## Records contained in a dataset
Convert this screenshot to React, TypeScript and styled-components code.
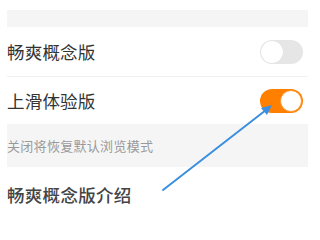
import React from "react";
import styled, { createGlobalStyle } from "styled-components";

const Global = createGlobalStyle`
  html, body {
    margin: 0;
    padding: 0;
    background: #ffffff;
  }
  body {
    font-family: "Noto Sans CJK SC", "Noto Sans", sans-serif;
  }
`;

const Page = styled.div`
  position: relative;
  width: 320px;
  height: 240px;
  overflow: hidden;
  background: #ffffff;
`;

const List = styled.div`
  display: flex;
  flex-direction: column;
  margin-left: 7px;
  width: 301px;
  padding-top: 10px;
`;

const Band = styled.div<{ $h: number }>`
  height: ${(p) => p.$h}px;
  background: #f5f5f5;
  display: flex;
  align-items: center;
`;

const Row = styled.div<{ $h: number; $line?: boolean }>`
  height: ${(p) => p.$h}px;
  display: flex;
  align-items: center;
  justify-content: space-between;
  padding-right: 5px;
  border-bottom: ${(p) => (p.$line ? "1px solid #f0f0f0" : "none")};
`;

const Label = styled.span`
  font-size: 17.5px;
  color: #333333;
  letter-spacing: 0.2px;
`;

const Note = styled.span`
  font-size: 13px;
  color: #9a9a9a;
  letter-spacing: 0.3px;
`;

const Title = styled.span`
  font-size: 17.5px;
  color: #444444;
  font-weight: 500;
  letter-spacing: 0.3px;
`;

const Toggle = styled.div<{ $on?: boolean }>`
  width: 43px;
  height: 24px;
  border-radius: 12px;
  box-sizing: border-box;
  background: ${(p) => (p.$on ? "#ff7f00" : "#e6e6e6")};
  display: flex;
  align-items: center;
  justify-content: ${(p) => (p.$on ? "flex-end" : "flex-start")};
  padding: 1px;
`;

const Knob = styled.div<{ $on?: boolean }>`
  width: 22px;
  height: 22px;
  border-radius: 50%;
  box-sizing: border-box;
  background: #ffffff;
  border: ${(p) => (p.$on ? "1.5px solid #ff9a30" : "none")};
  box-shadow: ${(p) => (p.$on ? "none" : "0 0 1px rgba(0,0,0,0.08)")};
`;

const Arrow = styled.svg`
  position: absolute;
  left: 0;
  top: 0;
  pointer-events: none;
`;

const Switch = ({ on }: { on?: boolean }) => (
  <Toggle $on={on}>
    <Knob $on={on} />
  </Toggle>
);

export default function App() {
  return (
    <Page>
      <Global />
      <List>
        <Band $h={17} />
        <Row $h={49} $line>
          <Label>畅爽概念版</Label>
          <Switch />
        </Row>
        <Row $h={47}>
          <Label>上滑体验版</Label>
          <Switch on />
        </Row>
        <Band $h={43}>
          <Note>关闭将恢复默认浏览模式</Note>
        </Band>
        <Row $h={54}>
          <Title>畅爽概念版介绍</Title>
        </Row>
      </List>
      <Arrow width="320" height="240" viewBox="0 0 320 240">
        <line x1="163" y1="190" x2="266" y2="110" stroke="#3b8fe0" strokeWidth="2" strokeLinecap="round" />
        <polygon points="272,105 261,108 267,115" fill="#3b8fe0" />
      </Arrow>
    </Page>
  );
}
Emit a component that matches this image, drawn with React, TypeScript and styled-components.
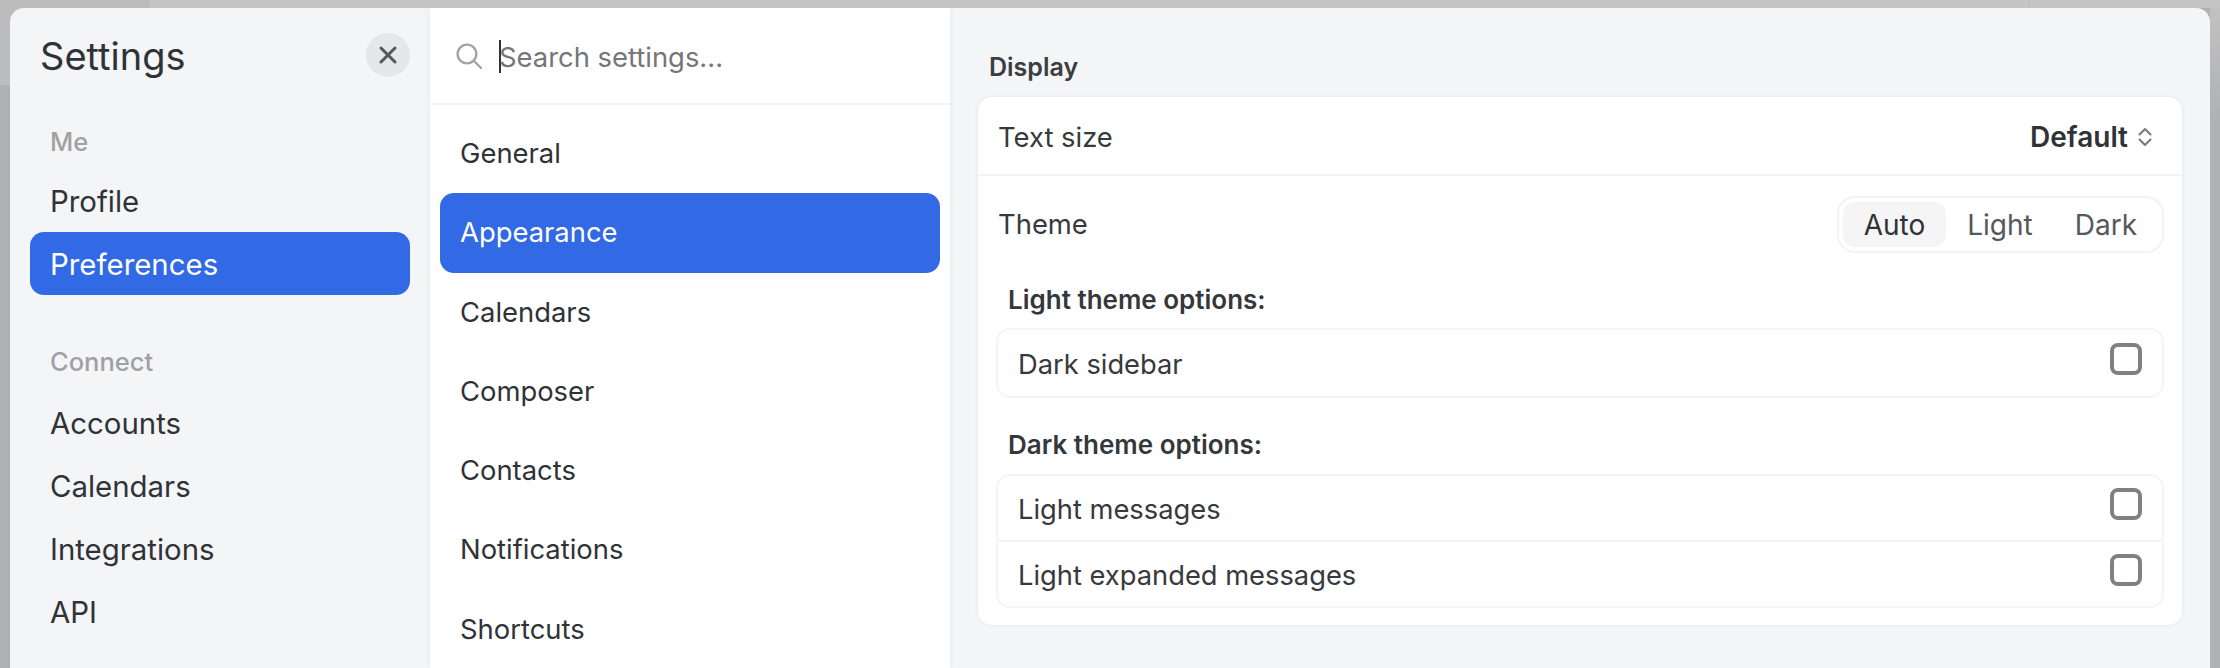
import React from 'react';
import styled, { createGlobalStyle } from 'styled-components';

const GlobalStyle = createGlobalStyle`
	html, body {
		margin: 0;
		padding: 0;
		background: #b0b1b3;
	}
	body {
		font-family: Inter, "Liberation Sans", sans-serif;
		color: #2f3237;
	}
`;

const Page = styled.div`
	box-sizing: border-box;
	width: 2220px;
	height: 668px;
	padding: 8px 10px 0;
	overflow: hidden;
	background:
		linear-gradient(#bcbcbd, #bcbcbd) 2029px 0 / 1px 8px no-repeat,
		linear-gradient(#c5c5c5, #c5c5c5) 150px 0 / 100% 8px no-repeat,
		linear-gradient(#bcbcbc, #bcbcbc) 0 0 / 150px 85px no-repeat,
		linear-gradient(#c2c2c2, #b0b1b3) 2210px 0 / 10px 120px no-repeat,
		#b0b1b3;
`;

const Modal = styled.main`
	display: grid;
	grid-template-columns: 420px 520px 1fr;
	height: 660px;
	background: #f4f5f7;
	border-radius: 14px 14px 0 0;
	overflow: hidden;
`;

const Sidebar = styled.nav`
	display: flex;
	flex-direction: column;
	padding: 25px 20px 0;
`;

const TitleRow = styled.header`
	display: flex;
	align-items: center;
	justify-content: space-between;
	height: 44px;
	margin-bottom: 51px;
`;

const Title = styled.h1`
	margin: 2px 0 0 10px;
	font-size: 38px;
	font-weight: 400;
	color: #2f3237;
`;

const CloseButton = styled.button`
	display: flex;
	align-items: center;
	justify-content: center;
	width: 44px;
	height: 44px;
	padding: 0;
	border: 0;
	border-radius: 50%;
	background: #e6e7e9;
`;

const SectionLabel = styled.div<{ $top?: number; $after?: number }>`
	height: 41px;
	margin-top: ${p => p.$top ?? 0}px;
	margin-bottom: ${p => p.$after ?? 0}px;
	padding-left: 20px;
	font-size: 25.5px;
	font-weight: 500;
	line-height: 27px;
	color: #a0a1a3;
`;

const SideItem = styled.div<{ $active?: boolean }>`
	height: 63px;
	padding-left: 20px;
	border-radius: 14px;
	font-size: 29.4px;
	line-height: 65px;
	color: ${p => (p.$active ? '#ffffff' : '#2f3237')};
	background: ${p => (p.$active ? '#3269e5' : 'transparent')};
`;

const MiddleColumn = styled.section`
	display: flex;
	flex-direction: column;
	background: #ffffff;
	box-shadow: 0 0 6px rgba(0, 0, 0, 0.06);
`;

const SearchBar = styled.div`
	display: flex;
	align-items: center;
	flex: none;
	box-sizing: border-box;
	height: 97px;
	padding: 0 0 0 26px;
	border-bottom: 2px solid #f3f3f4;
	font-size: 27.4px;
	color: #757679;
`;

const Caret = styled.span`
	flex: none;
	width: 2px;
	height: 33px;
	margin: 2px -2px 0 17px;
	background: #2f3237;
`;

const SearchHint = styled.span`
	margin-top: 2px;
`;

const MiddleList = styled.div`
	display: flex;
	flex-direction: column;
	padding: 9px 10px 0;
`;

const MiddleItem = styled.div<{ $active?: boolean }>`
	flex: none;
	height: 79.3px;
	padding-left: 20px;
	border-radius: 14px;
	font-size: 27.4px;
	line-height: 79px;
	color: ${p => (p.$active ? '#ffffff' : '#2f3237')};
	background: ${p => (p.$active ? '#3269e5' : 'transparent')};
`;

const Content = styled.section`
	padding: 0 28px 0 28px;
`;

const ContentHeading = styled.h2`
	height: 89px;
	margin: 0;
	padding-left: 11px;
	box-sizing: border-box;
	font-size: 25px;
	font-weight: 600;
	line-height: 118px;
	color: #3a3d41;
`;

const Card = styled.div`
	height: 528px;
	background: #ffffff;
	border-radius: 14px;
	box-shadow: 0 0 5px rgba(0, 0, 0, 0.07);
`;

const CardRow = styled.div<{ $height: number; $divided?: boolean }>`
	display: flex;
	align-items: center;
	justify-content: space-between;
	box-sizing: border-box;
	height: ${p => p.$height}px;
	padding: ${p => (p.$divided ? '2px' : '0')} 18px 0 20px;
	font-size: 27.4px;
	color: #36393d;
	border-bottom: ${p => (p.$divided ? '2px solid #f3f3f4' : '0')};
`;

const SelectValue = styled.div`
	display: flex;
	align-items: center;
	gap: 10px;
	margin-right: 12px;
	font-size: 28px;
	font-weight: 600;
	color: #2f3237;
`;

const Segmented = styled.div`
	display: flex;
	box-sizing: border-box;
	height: 57px;
	padding: 4px;
	border: 2px solid #f3f3f4;
	border-radius: 18px;
`;

const Segment = styled.div<{ $active?: boolean }>`
	padding: 0 21px;
	border-radius: 12px;
	font-size: 28px;
	line-height: 46px;
	color: ${p => (p.$active ? '#2f3237' : '#55585c')};
	background: ${p => (p.$active ? '#f5f5f5' : 'transparent')};
`;

const OptionsHeading = styled.div<{ $height: number; $top: number }>`
	box-sizing: border-box;
	height: ${p => p.$height}px;
	padding: ${p => p.$top}px 0 0 30px;
	font-size: 26px;
	font-weight: 600;
	line-height: 32px;
	color: #34373b;
`;

const OptionGroup = styled.div`
	margin: 0 18px;
	border: 2px solid #f5f5f6;
	border-radius: 14px;
`;

const OptionRow = styled.div<{ $height: number; $divided?: boolean }>`
	display: flex;
	align-items: center;
	justify-content: space-between;
	box-sizing: border-box;
	height: ${p => p.$height}px;
	padding: 2px 20px 0 20px;
	font-size: 27.3px;
	color: #36393d;
	border-bottom: ${p => (p.$divided ? '2px solid #f3f3f4' : '0')};
`;

const Checkbox = styled.span`
	flex: none;
	box-sizing: border-box;
	width: 32px;
	height: 32px;
	margin-bottom: 10px;
	border: 4px solid #808080;
	border-radius: 8px;
`;

const CloseIcon = () => (
	<svg width="18" height="18" viewBox="0 0 18 18" fill="none" stroke="#55575b" strokeWidth="3" strokeLinecap="round">
		<path d="M2 2 16 16M16 2 2 16" />
	</svg>
);

const SearchIcon = () => (
	<svg width="26" height="26" viewBox="0 0 26 26" fill="none" stroke="#a3a3a3" strokeWidth="2.4" strokeLinecap="round">
		<circle cx="11" cy="11" r="9.4" />
		<path d="M18 18 25 25" />
	</svg>
);

const UpDownIcon = () => (
	<svg width="14" height="20" viewBox="0 0 14 20" fill="none" stroke="#77797c" strokeWidth="2" strokeLinecap="round" strokeLinejoin="round">
		<path d="M1.5 7.5 7 2l5.5 5.5M1.5 12.5 7 18l5.5-5.5" />
	</svg>
);

const App: React.FC = () => {
	return (
		<Page>
			<GlobalStyle />
			<Modal>
				<Sidebar>
					<TitleRow>
						<Title>Settings</Title>
						<CloseButton aria-label="Close"><CloseIcon /></CloseButton>
					</TitleRow>
					<SectionLabel>Me</SectionLabel>
					<SideItem>Profile</SideItem>
					<SideItem $active>Preferences</SideItem>
					<SectionLabel $top={53} $after={2}>Connect</SectionLabel>
					<SideItem>Accounts</SideItem>
					<SideItem>Calendars</SideItem>
					<SideItem>Integrations</SideItem>
					<SideItem>API</SideItem>
				</Sidebar>
				<MiddleColumn>
					<SearchBar>
						<SearchIcon />
						<Caret />
						<SearchHint>Search settings...</SearchHint>
					</SearchBar>
					<MiddleList>
						{['General', 'Appearance', 'Calendars', 'Composer', 'Contacts', 'Notifications', 'Shortcuts'].map(item => (
							<MiddleItem key={item} $active={item === 'Appearance'}>{item}</MiddleItem>
						))}
					</MiddleList>
				</MiddleColumn>
				<Content>
					<ContentHeading>Display</ContentHeading>
					<Card>
						<CardRow $height={79} $divided>
							Text size
							<SelectValue>Default <UpDownIcon /></SelectValue>
						</CardRow>
						<CardRow $height={96}>
							Theme
							<Segmented>
								<Segment $active>Auto</Segment>
								<Segment>Light</Segment>
								<Segment>Dark</Segment>
							</Segmented>
						</CardRow>
						<OptionsHeading $height={56} $top={12}>Light theme options:</OptionsHeading>
						<OptionGroup>
							<OptionRow $height={66}>Dark sidebar<Checkbox /></OptionRow>
						</OptionGroup>
						<OptionsHeading $height={76} $top={31}>Dark theme options:</OptionsHeading>
						<OptionGroup>
							<OptionRow $height={66} $divided>Light messages<Checkbox /></OptionRow>
							<OptionRow $height={64}>Light expanded messages<Checkbox /></OptionRow>
						</OptionGroup>
					</Card>
				</Content>
			</Modal>
		</Page>
	);
};

export default App;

## AIM
List the lines that contain the word "TypeScript".

## FINAL RESULT
Convert this screenshot to React, TypeScript and styled-components code.
Emit a component that matches this image, drawn with React, TypeScript and styled-components.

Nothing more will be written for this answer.